The creativity track is not the only route for students majoring in entrepreneurship. They can also choose startup, social or corporate entrepreneurship as their focus.

"Some people are interested in entrepreneurship because either they want to start their own business or they want to work in a new, young small business," Friedman said. "Or they can go in the direction of social entrepreneurship where either they want to start their own nonprofit organization or effectively work in somebody else's social organization."

Friedman said corporate entrepreneurship is also known as "intrepreneurship," a way of thinking outside the box within big businesses.

"You can go into major corporations that need to innovate in order to stay ahead of their competition. They need intrepreneurs," Friedman said.

The Institute for Entrepreneurship, although it resides in FSB, has opened wide its doors to students of any major, from journalism to engineering.

"We have students from 80 different majors taking our classes," Director Brett Smith said. "One key thing most people misunderstand about entrepreneurship is that it's about starting a business. We do it as a mindset and a set of activities that can be applied anywhere."

Learning how to apply the entrepreneurial mindset requires a different class format than that which MU students are used to. Entrepreneurship classes are all about the hands-on learning experience, according to Friedman.

"The motto of the institute is, 'Live it,'" Friedman said. "You don't come into an entrepreneurship class and expect to sit in a classroom and take notes. You're going to have hands-on experiences working with clients and customers and changing people's lives."

Both Smith and Friedman said student success in the entrepreneurship program can mean many different things. The Head of Global Operations at Uber, the mobile rideshare service, came through MU's Institute for Entrepreneurship program, Smith said.

Other successes include former student Ashley VanBuskirk's social entrepreneurial venture Flora, a company that sells notebooks from which the proceeds go to women's education in Kosovo.

But success does not necessarily mean success in the traditional sense. It can also include failure, Friedman added.

"The great thing about entrepreneurship is [you learn to] fail well," Friedman said.

Senior Hannah Wheeler has an International Studies major and an Entrepreneurship minor. She is most interested in social entrepreneurship, but said she has had experience in her entrepreneurship classes working with both social and corporate business clients.

"In Social Entrepreneurship, I had the opportunity to work with Ashley VanBuskirk with Flora," Wheeler said. "Something signature to the entrepreneurship program is real-world experience in every class. I learned what it's like to work with a startup that has little resources but big success. I also did some marketing for BucketFeet in Entrepreneurial Marketing."

Wheeler said she wants to go into humanitarian work after college and her entrepreneurship classes have prepared her for that. Currently, she is taking Creativity and Organization.
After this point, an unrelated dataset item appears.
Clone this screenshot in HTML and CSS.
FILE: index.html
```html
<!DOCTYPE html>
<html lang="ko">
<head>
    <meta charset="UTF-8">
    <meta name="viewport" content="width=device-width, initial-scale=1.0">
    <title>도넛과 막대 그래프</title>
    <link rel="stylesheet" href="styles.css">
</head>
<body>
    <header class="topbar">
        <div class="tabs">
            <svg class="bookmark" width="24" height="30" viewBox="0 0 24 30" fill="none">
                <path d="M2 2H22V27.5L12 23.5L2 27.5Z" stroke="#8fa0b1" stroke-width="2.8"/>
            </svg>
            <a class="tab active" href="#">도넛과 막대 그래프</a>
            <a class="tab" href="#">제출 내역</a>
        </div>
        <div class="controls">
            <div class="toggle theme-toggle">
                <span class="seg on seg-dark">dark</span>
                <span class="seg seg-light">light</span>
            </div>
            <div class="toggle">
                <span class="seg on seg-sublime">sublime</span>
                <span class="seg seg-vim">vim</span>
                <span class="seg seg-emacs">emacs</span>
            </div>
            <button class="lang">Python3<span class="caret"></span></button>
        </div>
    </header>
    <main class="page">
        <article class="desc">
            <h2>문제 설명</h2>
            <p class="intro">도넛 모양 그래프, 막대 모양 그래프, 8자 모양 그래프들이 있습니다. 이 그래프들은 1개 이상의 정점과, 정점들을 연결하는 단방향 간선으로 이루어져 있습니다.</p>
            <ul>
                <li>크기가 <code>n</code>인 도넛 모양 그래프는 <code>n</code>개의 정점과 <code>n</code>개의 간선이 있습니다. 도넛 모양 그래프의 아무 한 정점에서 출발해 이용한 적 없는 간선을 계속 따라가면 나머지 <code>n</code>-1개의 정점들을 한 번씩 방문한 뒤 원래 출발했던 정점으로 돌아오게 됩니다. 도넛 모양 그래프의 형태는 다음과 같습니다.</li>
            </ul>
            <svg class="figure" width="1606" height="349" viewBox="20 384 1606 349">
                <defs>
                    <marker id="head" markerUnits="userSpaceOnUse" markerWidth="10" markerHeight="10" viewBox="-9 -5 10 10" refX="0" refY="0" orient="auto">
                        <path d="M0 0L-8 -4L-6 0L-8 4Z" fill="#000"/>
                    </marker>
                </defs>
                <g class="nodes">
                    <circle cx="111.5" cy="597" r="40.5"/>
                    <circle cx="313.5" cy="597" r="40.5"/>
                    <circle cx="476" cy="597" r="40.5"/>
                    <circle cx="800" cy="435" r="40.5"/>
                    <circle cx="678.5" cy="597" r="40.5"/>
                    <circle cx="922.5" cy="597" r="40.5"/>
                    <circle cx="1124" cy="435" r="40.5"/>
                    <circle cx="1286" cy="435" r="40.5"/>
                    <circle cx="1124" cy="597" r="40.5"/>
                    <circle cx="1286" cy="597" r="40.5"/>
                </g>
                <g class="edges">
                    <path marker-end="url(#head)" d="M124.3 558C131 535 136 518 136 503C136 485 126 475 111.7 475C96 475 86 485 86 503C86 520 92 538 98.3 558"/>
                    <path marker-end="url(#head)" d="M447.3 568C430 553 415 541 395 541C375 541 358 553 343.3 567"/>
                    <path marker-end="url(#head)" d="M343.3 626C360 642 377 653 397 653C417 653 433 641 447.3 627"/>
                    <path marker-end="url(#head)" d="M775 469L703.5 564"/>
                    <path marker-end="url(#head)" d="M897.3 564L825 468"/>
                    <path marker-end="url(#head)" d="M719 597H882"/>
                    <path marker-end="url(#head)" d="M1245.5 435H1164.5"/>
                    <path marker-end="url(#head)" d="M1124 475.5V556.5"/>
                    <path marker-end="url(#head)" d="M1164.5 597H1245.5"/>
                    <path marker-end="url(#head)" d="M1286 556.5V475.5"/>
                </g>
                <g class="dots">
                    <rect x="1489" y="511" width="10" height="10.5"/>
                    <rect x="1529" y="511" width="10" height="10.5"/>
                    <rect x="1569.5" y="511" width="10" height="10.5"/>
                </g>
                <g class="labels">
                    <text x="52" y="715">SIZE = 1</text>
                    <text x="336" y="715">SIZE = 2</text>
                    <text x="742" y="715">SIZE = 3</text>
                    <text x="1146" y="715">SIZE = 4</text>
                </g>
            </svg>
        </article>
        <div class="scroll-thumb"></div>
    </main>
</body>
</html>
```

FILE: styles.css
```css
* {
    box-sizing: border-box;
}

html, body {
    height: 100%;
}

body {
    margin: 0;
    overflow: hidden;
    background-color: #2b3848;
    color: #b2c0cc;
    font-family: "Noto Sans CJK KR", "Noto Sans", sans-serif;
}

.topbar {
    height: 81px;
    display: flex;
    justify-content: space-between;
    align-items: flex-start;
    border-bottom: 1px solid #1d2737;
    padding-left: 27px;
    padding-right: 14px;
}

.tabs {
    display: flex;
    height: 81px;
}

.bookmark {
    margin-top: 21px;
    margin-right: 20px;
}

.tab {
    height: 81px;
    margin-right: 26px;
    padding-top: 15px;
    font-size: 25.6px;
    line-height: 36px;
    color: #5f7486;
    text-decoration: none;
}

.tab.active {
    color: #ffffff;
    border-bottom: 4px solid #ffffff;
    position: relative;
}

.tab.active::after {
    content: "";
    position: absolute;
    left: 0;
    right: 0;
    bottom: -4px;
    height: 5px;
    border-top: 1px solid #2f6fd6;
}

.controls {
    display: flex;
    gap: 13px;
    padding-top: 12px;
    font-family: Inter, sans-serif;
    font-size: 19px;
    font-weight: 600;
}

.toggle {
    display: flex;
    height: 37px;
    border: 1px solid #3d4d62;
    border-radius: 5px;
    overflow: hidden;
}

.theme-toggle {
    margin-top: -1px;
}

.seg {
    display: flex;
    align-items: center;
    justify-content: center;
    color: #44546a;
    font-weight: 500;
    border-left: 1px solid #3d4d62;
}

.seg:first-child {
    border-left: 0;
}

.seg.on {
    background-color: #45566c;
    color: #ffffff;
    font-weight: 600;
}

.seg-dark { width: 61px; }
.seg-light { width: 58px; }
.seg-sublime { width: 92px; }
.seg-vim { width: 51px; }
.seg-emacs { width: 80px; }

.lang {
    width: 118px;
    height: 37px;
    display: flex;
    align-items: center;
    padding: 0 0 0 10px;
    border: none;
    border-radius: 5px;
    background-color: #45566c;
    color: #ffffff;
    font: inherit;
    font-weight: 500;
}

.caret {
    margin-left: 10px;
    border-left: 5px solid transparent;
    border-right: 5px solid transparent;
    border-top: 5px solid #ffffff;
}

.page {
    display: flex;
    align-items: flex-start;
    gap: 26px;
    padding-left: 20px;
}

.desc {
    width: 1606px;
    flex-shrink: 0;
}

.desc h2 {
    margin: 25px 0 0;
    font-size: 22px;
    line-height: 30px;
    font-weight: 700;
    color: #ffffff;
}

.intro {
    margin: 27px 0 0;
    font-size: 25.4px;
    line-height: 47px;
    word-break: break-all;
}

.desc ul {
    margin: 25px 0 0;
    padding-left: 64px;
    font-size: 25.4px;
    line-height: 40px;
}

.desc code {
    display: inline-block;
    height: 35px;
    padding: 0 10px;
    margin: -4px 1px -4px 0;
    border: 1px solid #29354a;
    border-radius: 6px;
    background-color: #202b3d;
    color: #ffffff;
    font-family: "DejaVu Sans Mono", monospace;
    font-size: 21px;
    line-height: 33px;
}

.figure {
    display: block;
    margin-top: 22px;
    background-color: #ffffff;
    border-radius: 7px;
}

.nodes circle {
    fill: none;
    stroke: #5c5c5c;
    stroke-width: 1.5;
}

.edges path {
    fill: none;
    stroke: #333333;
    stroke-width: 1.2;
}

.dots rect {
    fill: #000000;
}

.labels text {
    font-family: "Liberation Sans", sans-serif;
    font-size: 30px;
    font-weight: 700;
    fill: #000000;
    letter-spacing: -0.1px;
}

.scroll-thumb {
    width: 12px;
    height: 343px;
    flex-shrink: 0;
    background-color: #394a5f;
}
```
"I'd like to work in the humanitarian field after graduation and I am learning a lot in my creativity class with Dr. Friedman that will impact my leadership skills there," Wheeler said. "I'm learning how to think creatively in any environment I'm in."

Students and staff involved with MU's entrepreneurship program firmly believe that no matter what field you go into, you can be a true entrepreneur.

"Entrepreneurs are driven by passion. Entrepreneurs are world-changers," Friedman said. "There are three types of people in the world. There are people who make things happen, people who watch things happen and people who sit around and say, 'What happened?' Entrepreneurs make things happen."